1276

Case No. 14,672.

UNITED STATES v. BROWN et al.

[3 Sawy. 602;1 8 Chi. Leg. News, 291.]

District Court, D. Oregon.

April 12, 1876.

SEAMEN—OFFENSES—ENTRY IN LOG-BOOK.

A prosecution cannot be maintained against a seaman for any of the offenses denned in section 4596 of the Revised Statutes, unless an entry of the circumstances is made by the master in the official log-book of the vessel as soon as possible after the occurrence, and read over to the seaman, or a copy furnished him, and his reply thereto entered in the same manner.

Separate informations were filed against the defendants [Charles Brown and others] in the above-entitled cases, charging each of them with willful disobedience to the lawful commands of the master of the ship, William H. Thorndyke, upon which they were lawfully engaged as seamen on a voyage from Philadelphia to Sitka, at Sitka, on February 14, 1876, by refusing to discharge cargo. The defendants pleaded not guilty, and were tried together by the court. The prosecution called the master of the ship, and offered to prove the commission of the offense by him. The defense objected, and demanded the production of proof of the entry in the official log-book, concerning the same, as required by section 4597 of the Revised Statutes. The log-book was produced, but contained no entry on the subject.

Rufus Hallory, for the United States.

David Goodsell and Joseph Simon, for defendants.

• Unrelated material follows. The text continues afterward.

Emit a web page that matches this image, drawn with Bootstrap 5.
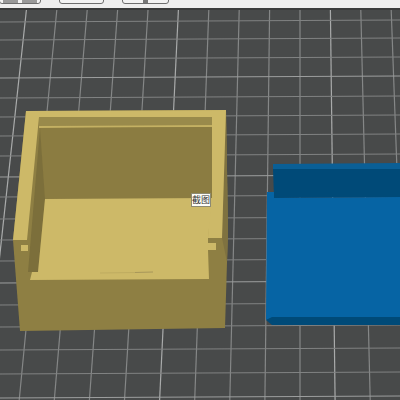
<!DOCTYPE html>
<html lang="en">
<head>
  <meta charset="UTF-8">
  <title>截图</title>
  <link href="https://cdn.jsdelivr.net/npm/bootstrap@5.3.3/dist/css/bootstrap.min.css" rel="stylesheet">
  <style>
    body {
      width: 400px;
      height: 400px;
      overflow: hidden;
      background-color: #484a4a;
    }
    .top-strip {
      height: 10px;
      background-color: #eeeeee;
      border-bottom: 2px solid #3a3b3b;
      overflow: hidden;
    }
    .tool-btn {
      height: 20px;
      margin-top: -16px;
      background-color: #f3f3f3;
      border: 1px solid #6e6e6e;
      border-radius: 3px;
    }
    .tool-a { width: 42px; margin-left: -1px; margin-right: 18px; padding: 13px 3px 0; }
    .tool-b { width: 45px; margin-right: 18px; }
    .tool-c { width: 47px; padding-top: 14px; }
    .tool-a span { width: 16px; height: 5px; background-color: #9a9a9a; }
    .tool-c span { width: 5px; height: 4px; background-color: #777777; }
    .plate {
      height: 390px;
      position: relative;
    }
    .plate svg {
      display: block;
      filter: blur(0.45px);
    }
    .snip-tag {
      position: absolute;
      left: 191px;
      top: 183px;
      width: 20px;
      height: 14px;
      background-color: #fdfdf8;
      border: 1px solid #8d8a72;
      color: #333333;
      font: 9px/12px "Noto Sans CJK SC", "Liberation Sans", sans-serif;
      text-align: center;
      white-space: nowrap;
    }
  </style>
</head>
<body>
  <div class="top-strip d-flex align-items-start">
    <div class="tool-btn tool-a d-flex gap-1"><span></span><span></span></div>
    <div class="tool-btn tool-b"></div>
    <div class="tool-btn tool-c d-flex justify-content-center"><span></span></div>
  </div>

  <div class="plate">
    <svg width="400" height="390" viewBox="0 10 400 390" xmlns="http://www.w3.org/2000/svg">
      <g id="gridLines"></g>

      <!-- yellow box -->
      <polygon fill="#8e7f43" points="26,111 226,110 228,230 225,328 20,331 13,240"/>
      <polygon fill="#7f7240" points="222,238 226,110 228,230 227,262"/>
      <polygon fill="#cdb968" points="26,111 226,110 222,238 208,238 212,117 39,117 27,240 13,240"/>
      <polygon fill="#998a4b" points="39,117 212,117 212,125 39,126"/>
      <polygon fill="#c4b163" points="39,126 212,125 212,127 39,128"/>
      <polygon fill="#8b7c41" points="40,128 212,127 212,198 45,199"/>
      <polygon fill="#7c6f3b" points="40,128 45,199 38,272 28,272"/>
      <polygon fill="#cdb968" points="45,199 212,198 208,238 208,243 216,243 216,250 208,250 209,279 30,280 32,272 38,272"/>
      <polygon fill="#cdb968" points="21,245 28,245 28,251 21,251"/>
      <polyline fill="none" stroke="#bfac60" stroke-width="1" points="100,273 135,272.5"/>
      <polyline fill="none" stroke="#a8975a" stroke-width="1" points="135,272.5 153,272"/>

      <!-- blue box -->
      <polygon fill="#0a5f96" points="273,164 400,163 400,170 273,170"/>
      <polygon fill="#004a78" points="273,169 400,169 400,197 274,198"/>
      <polygon fill="#0664a4" points="267,192 274,192 274,198 400,197 400,317 272,318 266,320"/>
      <polygon fill="#004a78" points="266,320 272,317 400,317 400,325 272,325"/>
    </svg>
    <div class="snip-tag">截图</div>
  </div>

  <script src="https://cdn.jsdelivr.net/npm/bootstrap@5.3.3/dist/js/bootstrap.bundle.min.js"></script>
  <script>
    // perspective grid: verticals spread out towards the bottom, x=300 stays straight
    const NS = "http://www.w3.org/2000/svg";
    const gridLines = document.getElementById("gridLines");
    function addLine(x1, y1, x2, y2, color) {
      const line = document.createElementNS(NS, "line");
      line.setAttribute("x1", x1);
      line.setAttribute("y1", y1);
      line.setAttribute("x2", x2);
      line.setAttribute("y2", y2);
      line.setAttribute("stroke", color);
      line.setAttribute("stroke-width", "1.2");
      gridLines.appendChild(line);
    }
    for (let k = -10; k <= 3; k++) {
      const bright = (k + 4) % 5 === 0;
      addLine(300 + k * 30.4, 10, 300 + k * 35.1, 400, bright ? "#a9abab" : "#858787");
    }
    const rows = [20, 38, 57, 76, 96, 115, 134, 154, 175, 195, 217, 238, 259, 281, 303, 325, 348, 372, 396];
    rows.forEach(function (y, i) {
      const bright = i % 5 === 3;
      addLine(0, y + 2, 400, y, bright ? "#9c9e9e" : "#808282");
    });
  </script>
</body>
</html>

DEADY, District Judge. The crimes denned by section 4596 of the Revised Statutes, which includes the charge against the defendants, relate to the discipline and conduct of the ship rather than the general public. If the master intended to prosecute a seaman for the commission of any of them, it is made his duty by sections 4290 and 4291 of the Revised Statutes, to make an entry concerning the same in the official log-book as soon as possible after the occurrence, and to read the same to the offender, or furnish him with a copy of the same, and enter his reply thereto. Section 4597 of the Revised Statutes provides that “in any subsequent legal proceedings” said entries “shall, if practicable, be produced or proved, and in default of such production or proof, the court hearing the case may, at its discretion, refuse to receive evidence of the offense.”

It is maintained on the part of the prosecution that when an entry was made, it must be produced or proved, or the court in its discretion may refuse to hear the evidence in support of the charge, but when it appears that no entry was made, then the statute does not apply. But this construction of the statute would make it almost devoid of meaning and useless. The evident purpose of the statute is to prevent prosecutions for breaches of discipline on shipboard, except in those cases where the master shall deem the matter of sufficient importance, while the circumstances are all fresh in his memory, and before there is any temptation to make use of it as a means to some other end, to enter a charge against the offender, together with his reply, in the official log-book. If any difficulty arises between the crew and the master, a previous offense or dereliction, of which no entry was made, cannot be invoked or trumped up, as a make-weight in this subsequent controversy.

In this case, it appears by the affidavit of the master, made before the deputy collector and ex officio shipping master at Sitka, that the defendants, in company with one Antonio Page, attempted to desert the ship in a small boat at Sitka, but being capsized, were discovered and rescued by the officers; of the ship, except Page, who was drowned. The defendants then refused to work, and the master, by the advice of the collector, put them in irons until they consented to work, and made this affidavit of the transaction, instead of making an entry in the logbook. The confinement of the defendants was proper enough, if they refused to work, but if it was intended to prosecute them also for the offense of disobeying orders, it was incumbent on the master to have made the proper entries in his log-book. This not having been done, the law presumes that it was not deemed of sufficient importance at the time, but is now sought to be done as an afterthought, or with some ulterior purpose. The defendants are found not guilty, and discharged.

1 [Reported by L. S. B. Sawyer, Esq., and here reprinted by permission.]